Monday, July 12, 2010












The odds are bad.

 
Individuals should be free from government interference so that they can realize their full potential, American conservatives like to say.
But the same people who cut public services are often happy to let government tell others what their moral standards should be – including the issue of whether or not they can gamble online.
In recent years a number of companies have set up operations in Central America and the Caribbean, where they take Internet bets from gamblers, many of them United States residents.
Attempts by various American lawmakers and enforcement agencies to stop this activity include legislation, which – among other things - outlaws credit card transactions used for online betting.
It may or may not be possible to impose American criminal sanctions on operations located in other countries or in cyberspace, or to get banks to interfere with their customers’ accounts.
But just the effort of trying involves a Big Brother-ish invasion of personal privacy and bank confidentiality rules, as well as the establishment of another expensive public bureaucracy that conservatives supposedly hate.
Most societies agree that some limits on freedom are necessary.
Police might wiretap a mobster’s phone, in order to prevent violent crimes.
Motorists must obey speed limits, in order to avoid serious accidents.
As far as gambling is concerned, the reality is sometimes unsavory.
But in the case of Internet betting, it isn’t clear why meddling by Washington will make the world a better place.
The idea that betting is inherently wicked is shared by few Americans, who can gamble freely in Nevada and Atlantic City, state-run off-track betting operations (including an Internet option), Native American casinos and fake Mississippi riverboats, not to mention thousands of corner stores in 39 states plus Washington, D.C., where poor people bet on lottery jackpots that offer longer odds than those of being struck by lightning.
Opponents of Internet gambling worry that minors could place bets without being detected.
But while many high school students can probably get hold of a parent’s credit card in order to put $10 on the Knicks plus five, it’s hard to see Mom or Dad letting this happen more than once.

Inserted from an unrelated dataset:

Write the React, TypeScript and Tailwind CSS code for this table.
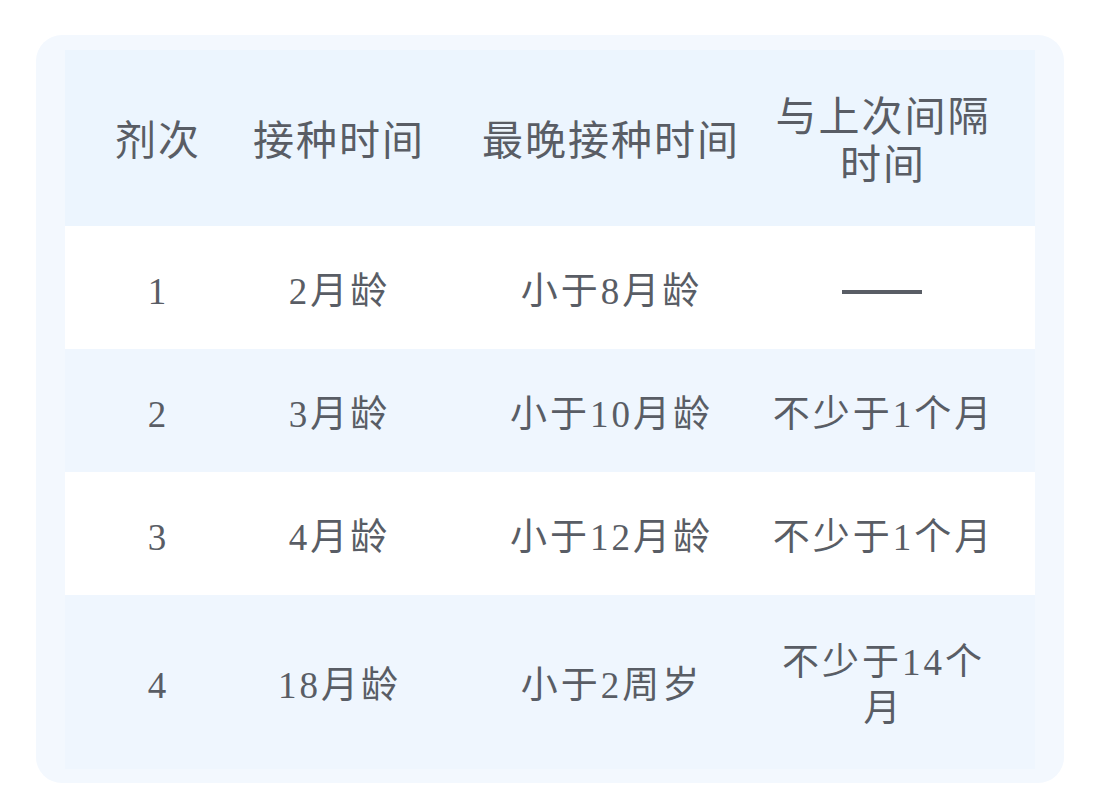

Since it’s easier to place a bet on the Internet than in any other way, more casual gamblers might become addicts.
But gambling addicts - who can legally consume all the alcohol, tobacco and fatty foods they want - are mainly addicted to money.
If many conservatives are worried about activities that could stimulate increased gambling by money addicts, the logical place to start controlling the problem is the stock market, where far more traders risk far more money in a day - with the blessing and even encouragement of most lawmakers - than Internet casinos see in months.
Web gambling also raises concerns about the laundering of drug money via offshore banks.
But millions of individuals and companies in Latin America and the Caribbean every day deposit money in local banks, many of which lack the resources to investigate the legitimacy of each of their customers’ transactions.
Is the United States going to cut its commercial ties to the hemisphere as a result?
In any case, this is one of many aspects of Internet betting that would dealt with by regulation, if the activity were legalized, as it has been in the United Kingdom.
Conservatives claim to believe in the principle that individuals must be free from heavy-handed government.
This is another case in which they should apply it.